[Saved data entries]
^^^^

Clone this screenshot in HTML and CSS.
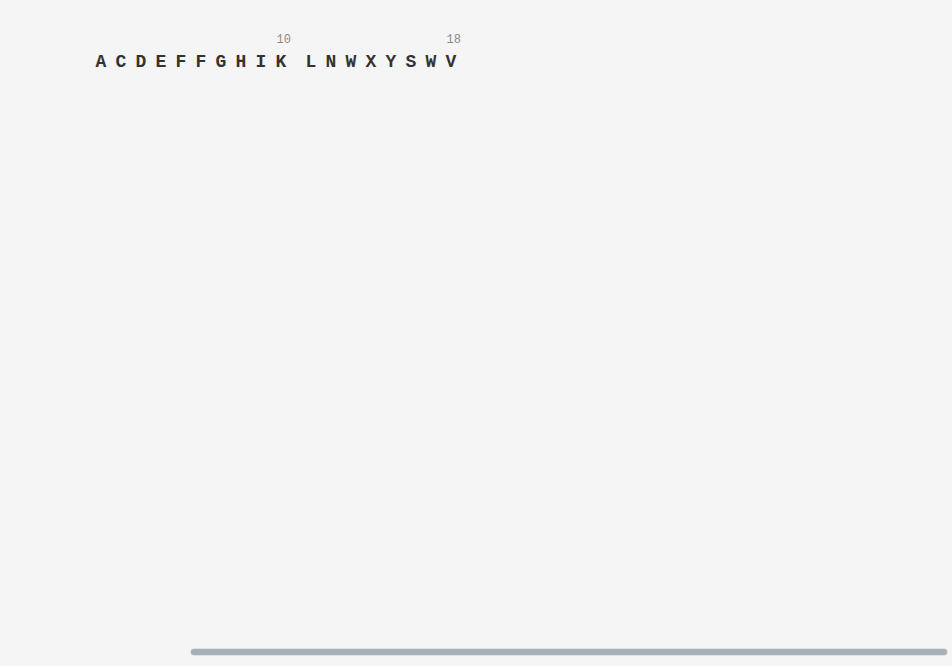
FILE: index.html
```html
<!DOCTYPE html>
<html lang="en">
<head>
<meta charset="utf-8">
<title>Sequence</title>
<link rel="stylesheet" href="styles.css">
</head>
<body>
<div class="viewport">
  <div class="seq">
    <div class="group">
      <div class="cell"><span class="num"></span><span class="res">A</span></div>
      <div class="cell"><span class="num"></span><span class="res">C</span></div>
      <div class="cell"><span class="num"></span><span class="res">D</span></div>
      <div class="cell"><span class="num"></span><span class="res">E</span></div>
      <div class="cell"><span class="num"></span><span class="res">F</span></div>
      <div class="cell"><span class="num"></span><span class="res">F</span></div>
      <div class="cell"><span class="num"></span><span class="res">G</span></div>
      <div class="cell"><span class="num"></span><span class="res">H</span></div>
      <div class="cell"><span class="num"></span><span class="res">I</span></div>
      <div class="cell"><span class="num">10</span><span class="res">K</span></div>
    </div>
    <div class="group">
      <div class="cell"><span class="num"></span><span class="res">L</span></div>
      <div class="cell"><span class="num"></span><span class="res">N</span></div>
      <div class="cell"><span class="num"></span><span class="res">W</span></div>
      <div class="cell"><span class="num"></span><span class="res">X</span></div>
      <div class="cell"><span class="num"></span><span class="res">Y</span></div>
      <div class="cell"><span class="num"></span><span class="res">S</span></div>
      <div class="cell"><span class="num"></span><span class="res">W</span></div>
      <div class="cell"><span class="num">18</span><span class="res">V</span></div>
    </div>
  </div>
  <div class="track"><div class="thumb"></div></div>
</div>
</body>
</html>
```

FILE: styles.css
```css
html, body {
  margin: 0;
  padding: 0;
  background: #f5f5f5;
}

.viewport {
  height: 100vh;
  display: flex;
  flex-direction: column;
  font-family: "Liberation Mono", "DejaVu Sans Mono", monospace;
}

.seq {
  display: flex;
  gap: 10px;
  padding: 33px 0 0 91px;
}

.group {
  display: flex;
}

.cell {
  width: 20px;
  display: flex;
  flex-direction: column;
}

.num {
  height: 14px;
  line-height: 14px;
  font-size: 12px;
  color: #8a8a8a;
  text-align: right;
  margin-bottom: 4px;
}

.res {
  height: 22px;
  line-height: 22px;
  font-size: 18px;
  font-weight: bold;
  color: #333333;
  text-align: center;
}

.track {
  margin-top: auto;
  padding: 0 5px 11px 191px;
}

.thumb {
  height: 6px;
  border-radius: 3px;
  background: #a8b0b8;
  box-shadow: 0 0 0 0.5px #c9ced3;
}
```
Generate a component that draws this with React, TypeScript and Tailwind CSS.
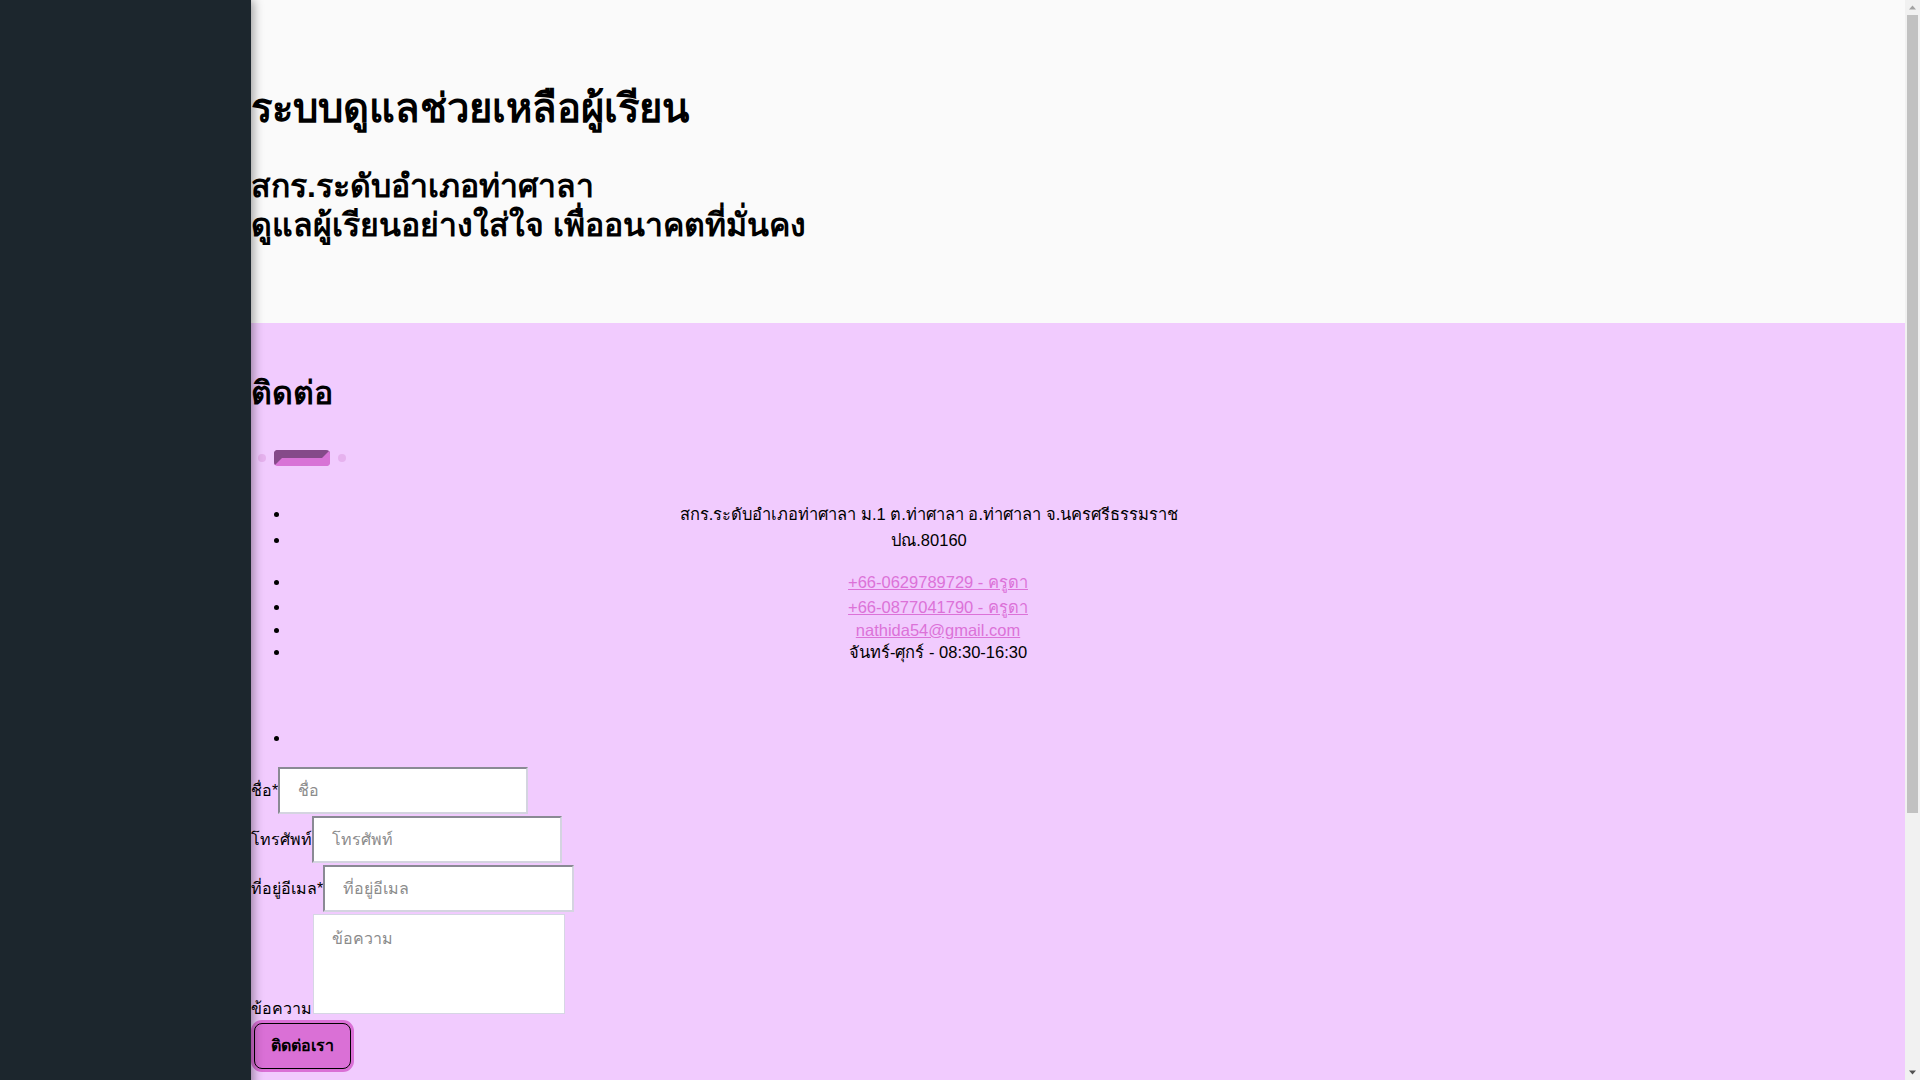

^^^^

→ SET EXERCISE
Make an exact copy of the listing above. Do not include the pictures.

→ FULL RESPONSE
Clone this screenshot in HTML and CSS.
FILE: index.html
```html
<!DOCTYPE html>
<html lang="en">
<head>
<meta charset="utf-8">
<title>Sequence</title>
<link rel="stylesheet" href="styles.css">
</head>
<body>
<div class="viewport">
  <div class="seq">
    <div class="group">
      <div class="cell"><span class="num"></span><span class="res">A</span></div>
      <div class="cell"><span class="num"></span><span class="res">C</span></div>
      <div class="cell"><span class="num"></span><span class="res">D</span></div>
      <div class="cell"><span class="num"></span><span class="res">E</span></div>
      <div class="cell"><span class="num"></span><span class="res">F</span></div>
      <div class="cell"><span class="num"></span><span class="res">F</span></div>
      <div class="cell"><span class="num"></span><span class="res">G</span></div>
      <div class="cell"><span class="num"></span><span class="res">H</span></div>
      <div class="cell"><span class="num"></span><span class="res">I</span></div>
      <div class="cell"><span class="num">10</span><span class="res">K</span></div>
    </div>
    <div class="group">
      <div class="cell"><span class="num"></span><span class="res">L</span></div>
      <div class="cell"><span class="num"></span><span class="res">N</span></div>
      <div class="cell"><span class="num"></span><span class="res">W</span></div>
      <div class="cell"><span class="num"></span><span class="res">X</span></div>
      <div class="cell"><span class="num"></span><span class="res">Y</span></div>
      <div class="cell"><span class="num"></span><span class="res">S</span></div>
      <div class="cell"><span class="num"></span><span class="res">W</span></div>
      <div class="cell"><span class="num">18</span><span class="res">V</span></div>
    </div>
  </div>
  <div class="track"><div class="thumb"></div></div>
</div>
</body>
</html>
```

FILE: styles.css
```css
html, body {
  margin: 0;
  padding: 0;
  background: #f5f5f5;
}

.viewport {
  height: 100vh;
  display: flex;
  flex-direction: column;
  font-family: "Liberation Mono", "DejaVu Sans Mono", monospace;
}

.seq {
  display: flex;
  gap: 10px;
  padding: 33px 0 0 91px;
}

.group {
  display: flex;
}

.cell {
  width: 20px;
  display: flex;
  flex-direction: column;
}

.num {
  height: 14px;
  line-height: 14px;
  font-size: 12px;
  color: #8a8a8a;
  text-align: right;
  margin-bottom: 4px;
}

.res {
  height: 22px;
  line-height: 22px;
  font-size: 18px;
  font-weight: bold;
  color: #333333;
  text-align: center;
}

.track {
  margin-top: auto;
  padding: 0 5px 11px 191px;
}

.thumb {
  height: 6px;
  border-radius: 3px;
  background: #a8b0b8;
  box-shadow: 0 0 0 0.5px #c9ced3;
}
```
Generate a component that draws this with React, TypeScript and Tailwind CSS.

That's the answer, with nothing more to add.